RebellInnenrätsel: Der militante Aufstandsdichter

Nr. 24 –

Das erste Mal entkam er seiner Exekution, weil der Staatspräsident gestürzt und das Todesurteil ausgesetzt wurde. Das zweite Mal liess ein Erdbeben die Gefängnismauern einstürzen, sodass er fliehen konnte.

Beim dritten Mal rettete ihn jedoch niemand und nichts mehr. Allerdings hatte er gewusst, worauf er sich einliess, als er seine Feder (und später die Waffe) gegen die Mächtigen zu richten begann: «Politik macht man, indem man sein Leben riskiert, oder man redet erst gar nicht davon», erklärte er einmal. Wie aber hätte er ahnen können, dass sich die Mörder in den eigenen Reihen befanden?

Der unbotmässige Poet war 1935 als Sohn einer Krankenschwester in El Salvador zur Welt gekommen (der Vater war ein US-Millionär und bereits anderweitig liiert). Nach dem Besuch einer Jesuitenschule studierte der Spross Jura und kam dabei mit sozialistischem Gedankengut in Kontakt. Er erkannte, dass eine kleine Minderheit die Mehrheit der Landlosen terrorisierte – zwei Prozent der Bevölkerung verfügten über hundert Prozent des Bodens, um zuerst Indigo, dann Kaffee anbauen zu lassen. Und er begriff, dass sich diese Oligarchie, von den USA beschützt, niemals freiwillig von der Macht trennen würde. Er trat der Kommunistischen Partei bei und nutzte sein Beobachtungs- und sein Schreibtalent, um ein Bewusstsein für den notwendigen Befreiungskampf zu schaffen: mit Gedichten ohne Pathos und lyrische Schnörkel, in einer volkstümlichen Sprache, auch spöttisch und derb.

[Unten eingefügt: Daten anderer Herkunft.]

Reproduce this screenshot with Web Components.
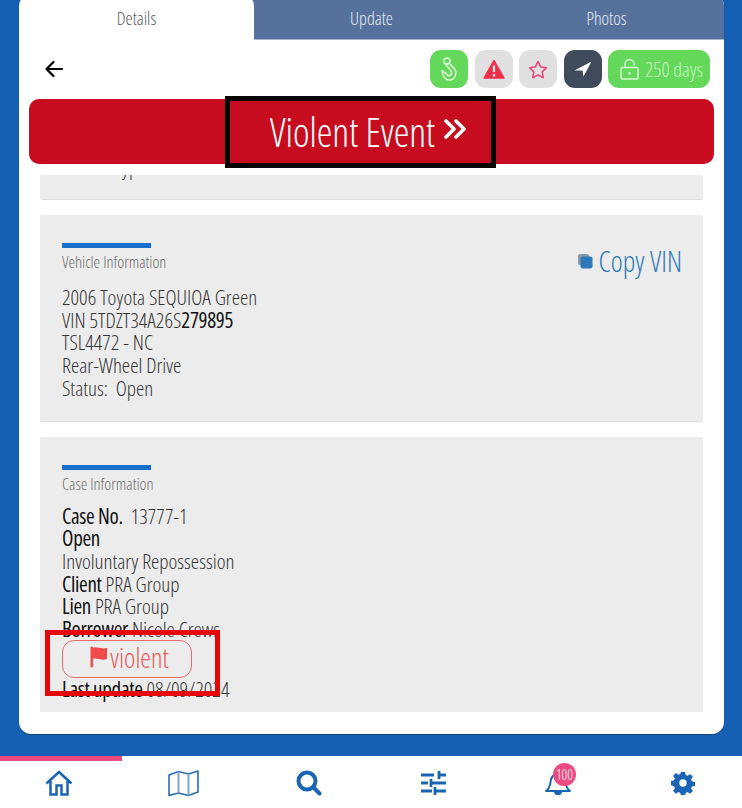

Nachdem er – als kommunistischer Aufwiegler verhaftet – dem Tod bereits zweimal entkommen war, liess er sich im kubanischen Exil zum Guerillero ausbilden, kehrte 1974 heimlich nach El Salvador zurück und schloss sich – seine Gedichte waren inzwischen verboten – der Revolutionären Volksarmee (ERP) an. Jetzt reiche Zärtlichkeit nicht, resümierte er damals. Viel Zeit blieb ihm jedoch nicht für den revolutionären Kampf gegen Repression und Rechtlosigkeit. Im Mai 1975 wurde der undogmatische Kommunist nach einem Tribunal von den eigenen Genossen erschossen. Ihr Vorwurf: Er arbeite für den Geheimdienst.

Wer war der «arme, kleine» Poet, der mit seinen Gedichten die Nacht, das Elend und den Hass erschiessen wollte, dabei aber auch, so sein Zeitgenosse Eduardo Galeano, «Steine zum Lachen bringen» konnte?

Wir fragten nach dem salvadorianischen Dichter und Journalisten Roque Dalton (1935–1975). Das Zitat im zweiten Absatz stammt aus seinem Gedichtzyklus «Taberna y otros lugares», für den er 1969 den Literaturpreis des kubanischen Kulturinstituts Casa de las Américas erhielt. Auf Deutsch sind im Rotpunktverlag unter anderem der Roman «Armer, kleiner Poet, der ich war» erschienen und «Die Welt ist ein hinkender Tausendfüssler», die Lebensgeschichte des Gewerkschafters Miguel Mármol. Sehenswert auch der Film «¡Fusilemos la noche!» von Tina Leisch, der dem gleichlautenden Gedichtband beiliegt. Nach Daltons Ermordung, die 2012 ungesühnt verjährte, wuchs sein Ruhm ins Unermessliche. Heute gilt er in El Salvador als «Poeta nacional», was ihm wohl eher missfallen hätte.